ADP reports payrolls by business size, unlike the official BLS report and this month growth was across the board. Small business, 1 to 49 employees, fueled the private payroll gains by adding 102,000 jobs with establishments having less than 20 employees adding 57,000 of those jobs. ADP counts businesses with one employee in there figures. Medium sized business payrolls are defined as 50-499 employees, added they added 48,000 jobs. Large business added 65,000 to their payrolls. If we take the breakdown further, large businesses with greater than 1,000 workers, added 70,000 of those large business jobs, which means businesses with 500 to 999 employees shed jobs by -5,000. The unusual thing this month is medium size business growth. Typically we see most job growth in very small and the large businesses.
Below is the graph of ADP private sector job creation breakdown of large businesses (bright red), median business (blue) and small business (maroon), by the above three levels. For large business jobs, the scale is on the right of the graph. Medium and Small businesses' scale is on the left.
One of the more interesting aspects of the ADP report is the breakdown of the private sector by service producing and goods producing jobs. The service sector are disproportionately lower paying jobs as a whole in comparison to goods producing jobs, even while including the financial, professional and business services sectors are part of services. Below is the graph of ADP service sector (maroon, scale left) jobs against their goods production jobs (blue, scale right).
The ADP employment report, if it matches the BLS official unemployment report, would overall imply overall more than enough job growth to keep up with population, as this is just the private sector job growth. The U.S. needs about 115,000 jobs per month, minimum just to keep up with population growth, abet with the same lousy, artificially low, labor participation rates.
Now that we rejoice and Wall Street shudders in fear quantitative easing will be withdrawn, a reality check. The ADP private payrolls rarely matches the BLS monthly employment figures. The monthly BLS jobs survey (CES) has a 100,000 payroll jobs overall margin of error. ADP changed their methodology and now claim to match the BLS private payrolls, but only historically, after revisions. The below graph shows shows how many private sector payroll jobs, each month, ADP was off by in comparison to what the BLS reported. This is a monthly graph, not cumulative. As we can see, it's been rare where the two monthly reports get the exact same private payrolls growth numbers. When the below graph bar is negative, that means the BLS reported a larger number of private jobs than ADP did, when the graph bar is positive, it means ADP reported larger private payrolls. Again, compared are private sector jobs which is different from the BLS headline number. The graph is updated with the BLS jobs figures.
Below is the cumulative difference between what the ADP reports as the private nonfarm payroll jobs vs. the BLS (ADP minus BLS). This line shows the divergence, over time in number of nonfarm private payroll jobs reported between the two reports.
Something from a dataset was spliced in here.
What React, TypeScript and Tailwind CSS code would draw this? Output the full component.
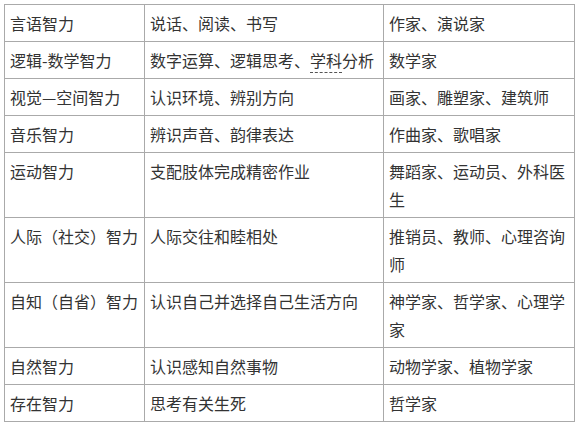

Previously the difference between ADP and BLS was around 100,000, now we see the cumulative error growing past the BLS margin of error. Here again we see a massive change in the ADP private payrolls methodology and benchmarking and the way off amount might be due to a misalignment of annual benchmarks. Regardless, this is why one cannot infer from the ADP report what the BLS figures will show. ADP claims their private payrolls cover 24 million jobs with 416 thousand businesses in the U.S. This represents about 20% of U.S. payrolls. The graph is updated with BLS private non-farm payrolls data.
The graph below is the monthly change of private jobs as reported by ADP. At the absolutely bare minimum, the United States needs 1.2 million jobs per year, or 100,000 per month, total jobs, including public sector jobs, to keep up with additional new workers in the labor supply caused by population growth with the current terrible labor market conditions assumed.
Regardless of the statistical differences between ADP and the BLS, these payroll figures are quite a positive sign something might be finally buzzing in the economy. America needs a tsunami of good news and indicators, no doubt, but this report gives some hope that things might be finally turning around. After all economic disaster has only been going on for 6 years now (except for Wall Street of course).
Here is our overview of last month's ADP private sector jobs report overview, only graphs revised. This article goes into the methodology details on the ADP report changes and compares historical data of the two methodologies in graphs.
ADP themselves have really improved the visuals on their website for more perspectives, breakdowns and charts of their statistics.